Jeffrey P. Shepherd, Ph.D.
DIRECTOR

Jeffrey P. Shepherd is an Associate Professor and Director of the Doctoral Program in the Department of History at the University of Texas at El Paso. He received his Ph.D. from Arizona State University in 2002, and his M.A. from the University of Oregon. His book, We Are an Indian Nation: A History of the Hualapai People (University of Arizona Press, 2010), focuses on the relationships between Native American politics, culture, economics and education, and the surrounding non-Indian population. In 2011 it was nominated for “Best Book of the Year” by the Native American and Indigenous Studies Association. He has received grants or fellowships from the American Philosophical Society, the American Historical Association, the Max Millett Research Fund, the Ft.
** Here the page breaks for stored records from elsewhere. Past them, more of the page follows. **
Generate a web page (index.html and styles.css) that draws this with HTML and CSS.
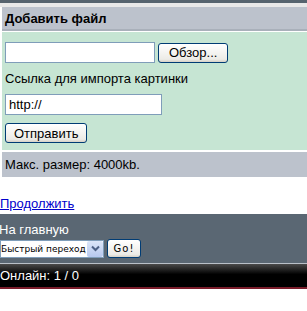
FILE: index.html
```html
<!DOCTYPE html>
<html lang="ru">
  <head>
    <meta charset="UTF-8" />
    <title>Добавить файл</title>
    <link rel="stylesheet" href="styles.css">
  </head>
  <body>
    <div class="top-band"></div>
    <div class="block">
      <div class="title">Добавить файл</div>
      <form class="form-box">
        <div class="row">
          <input type="text" class="file-field" />
          <button type="button" class="btn browse">Обзор...</button>
        </div>
        <div class="label">Ссылка для импорта картинки</div>
        <div class="row">
          <input type="text" class="url-field" value="http://" />
        </div>
        <div class="row">
          <button type="button" class="btn">Отправить</button>
        </div>
      </form>
      <div class="note">Макс. размер: 4000kb.</div>
    </div>
    <div class="links">
      <a href="#">Продолжить</a>
    </div>
    <div class="nav">
      <div class="nav-title">На главную</div>
      <form class="nav-form">
        <span class="select-wrap">
          <select class="jump">
            <option>Быстрый переход</option>
          </select>
          <span class="arrow">
            <svg width="9" height="7" viewBox="0 0 9 7">
              <path d="M1 1.5 L4.5 5 L8 1.5" fill="none" stroke="#4d6185" stroke-width="2" />
            </svg>
          </span>
        </span>
        <button type="button" class="go">Go!</button>
      </form>
    </div>
    <div class="footer">Онлайн: 1 / 0</div>
  </body>
</html>
```

FILE: styles.css
```css
body {
  margin: 0;
  font-family: "Liberation Sans", Arial, sans-serif;
  font-size: 13px;
  color: #000;
  background: #fff;
}
.top-band {
  height: 3px;
  background: #56636e;
  border-bottom: 4px solid #e8e8e8;
}
.block {
  margin-left: 2px;
}
.title {
  height: 22px;
  line-height: 23px;
  padding-left: 3px;
  font-weight: bold;
  font-size: 13px;
  background: #bcc2cc;
  border-bottom: 2px solid #a9b0ba;
}
.form-box {
  margin: 1px 0 0;
  padding: 10px 3px 7px;
  background: #c6e5d3;
}
.row {
  display: flex;
  align-items: center;
  gap: 3px;
  margin-bottom: 8px;
}
.row:last-child {
  margin-bottom: 0;
}
.label {
  margin-bottom: 8px;
}
input[type="text"] {
  box-sizing: border-box;
  height: 21px;
  padding: 1px 3px;
  font-family: "Liberation Sans", Arial, sans-serif;
  font-size: 13px;
  border: 1px solid #7f9db9;
  background: #fff;
}
.file-field {
  width: 150px;
}
.url-field {
  width: 157px;
}
.btn {
  height: 20px;
  padding: 0 8px;
  font-family: "Liberation Sans", Arial, sans-serif;
  font-size: 13px;
  border: 1px solid #003c74;
  border-radius: 3px;
  background: linear-gradient(#fff, #ecebe6 85%, #d6d0c5);
}
.browse {
  padding: 0 10px;
}
.note {
  margin-top: 2px;
  height: 25px;
  line-height: 25px;
  padding-left: 3px;
  background: #bcc2cc;
}
.links {
  padding: 19px 0 3px;
  line-height: 15px;
}
.links a {
  color: #00c;
}
.nav {
  background: #5a6773;
  color: #fff;
  padding: 8px 0 5px;
  border-bottom: 1px solid #b9c0c8;
}
.nav-title {
  margin-left: -1px;
  line-height: 15px;
}
.nav-form {
  display: flex;
  align-items: center;
  gap: 3px;
  margin-top: 2px;
}
.select-wrap {
  position: relative;
  display: inline-block;
}
.jump {
  appearance: none;
  box-sizing: border-box;
  width: 104px;
  height: 18px;
  padding: 0 17px 0 0;
  font-family: "DejaVu Sans", Verdana, sans-serif;
  font-size: 9px;
  color: #000;
  border: 1px solid #7f9db9;
  background: #fff;
  display: block;
}
.arrow {
  position: absolute;
  top: 1px;
  right: 1px;
  width: 16px;
  height: 16px;
  display: flex;
  align-items: center;
  justify-content: center;
  background: linear-gradient(#dce6f8, #b7c8ee);
  border-radius: 2px;
}
.go {
  height: 19px;
  width: 34px;
  padding: 0;
  font-family: "DejaVu Sans", Verdana, sans-serif;
  font-size: 10px;
  letter-spacing: 1px;
  border: 1px solid #003c74;
  border-radius: 3px;
  background: linear-gradient(#fff, #ecebe6 85%, #d6d0c5);
}
.footer {
  height: 23px;
  line-height: 23px;
  color: #fff;
  background: linear-gradient(#4a4a4a, #000 45%, #000);
  border-bottom: 2px solid #7a1c2a;
}
```
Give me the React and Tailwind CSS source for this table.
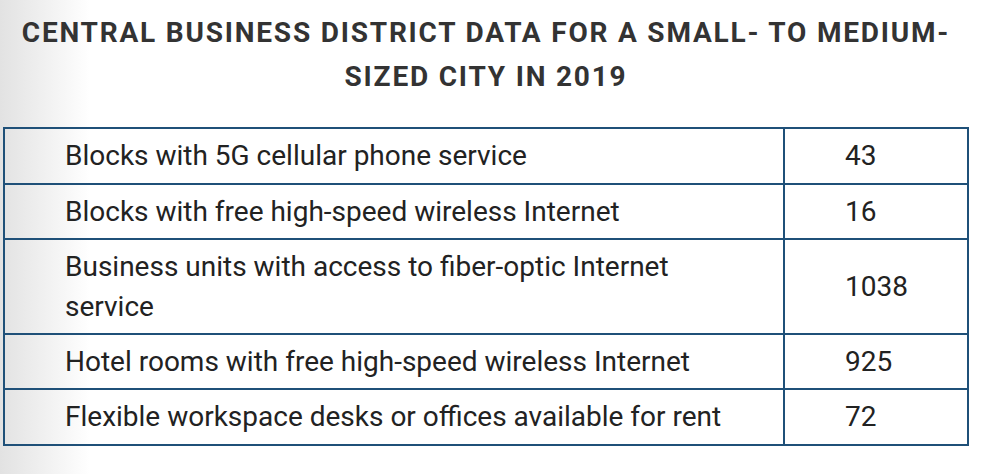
const rows = [
  { label: "Blocks with 5G cellular phone service", value: "43", pad: "pt-[7px] pb-[7px]" },
  { label: "Blocks with free high-speed wireless Internet", value: "16", pad: "pt-[7px] pb-[6px]" },
  { label: "Business units with access to fiber-optic Internet service", value: "1038", pad: "pt-[7px] pb-[6px]" },
  { label: "Hotel rooms with free high-speed wireless Internet", value: "925", pad: "pt-[7px] pb-[6px]" },
  { label: "Flexible workspace desks or offices available for rent", value: "72", pad: "pt-[7px] pb-[7px]" },
];

export default function App() {
  return (
    <div className="w-[982px] h-[474px] overflow-hidden bg-[linear-gradient(to_right,#e2e2e2,#ffffff_90px)] font-['Roboto',sans-serif]">
      <div className="w-[966px] ml-[3px] pt-[11px]">
        <h1 className="mx-auto w-[950px] text-center text-[28px] leading-[44px] font-bold tracking-[1.8px] text-[#333333] uppercase">
          Central Business District Data for a Small- to Medium-Sized City in 2019
        </h1>
        <table className="mt-[28px] w-full border-collapse border-2 border-[#1f5078] text-[28px] leading-[40px] text-[#222222]">
          <tbody>
            {rows.map((r) => (
              <tr key={r.value}>
                <td className={`w-[780px] border-2 border-[#1f5078] pl-[60px] pr-[40px] align-middle ${r.pad}`}>
                  {r.label}
                </td>
                <td className={`border-2 border-[#1f5078] pl-[60px] align-middle ${r.pad}`}>
                  {r.value}
                </td>
              </tr>
            ))}
          </tbody>
        </table>
      </div>
    </div>
  );
}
McDowell Indian Nation, Texas Tech University, and the Charles Redd Center at Brigham Young University. He has been a research fellow at the Newberry Library and with the National Endowment for the Humanities. He is working on a book about the environmental history of the Guadalupe Mountains in west Texas and southern New Mexico, which is based on a contract from the National Park Service; and he completed a contract with NPS to write a brief history of the Washita Battlefield National Historic Site in Oklahoma. He is working on several projects addressing the histories of the Apache and Blackfoot peoples along the U.S. – Mexico and U.S. – Canada borders, respectively. He is co-editor with Myla Vicenti Carpio of the series, Critical Issues in Indigenous Studies, for the University of Arizona Press; and he sits on the editorial boards of the Journal of Arizona History and the West Texas Historical Review. He teaches graduate and undergraduate courses on Indigenous, Western, Border, and Public History. He presently lives in Las Cruces, NM and has spent the better part of fifteen years exploring the New Mexico-West Texas-Northern Chihuahua borderlands.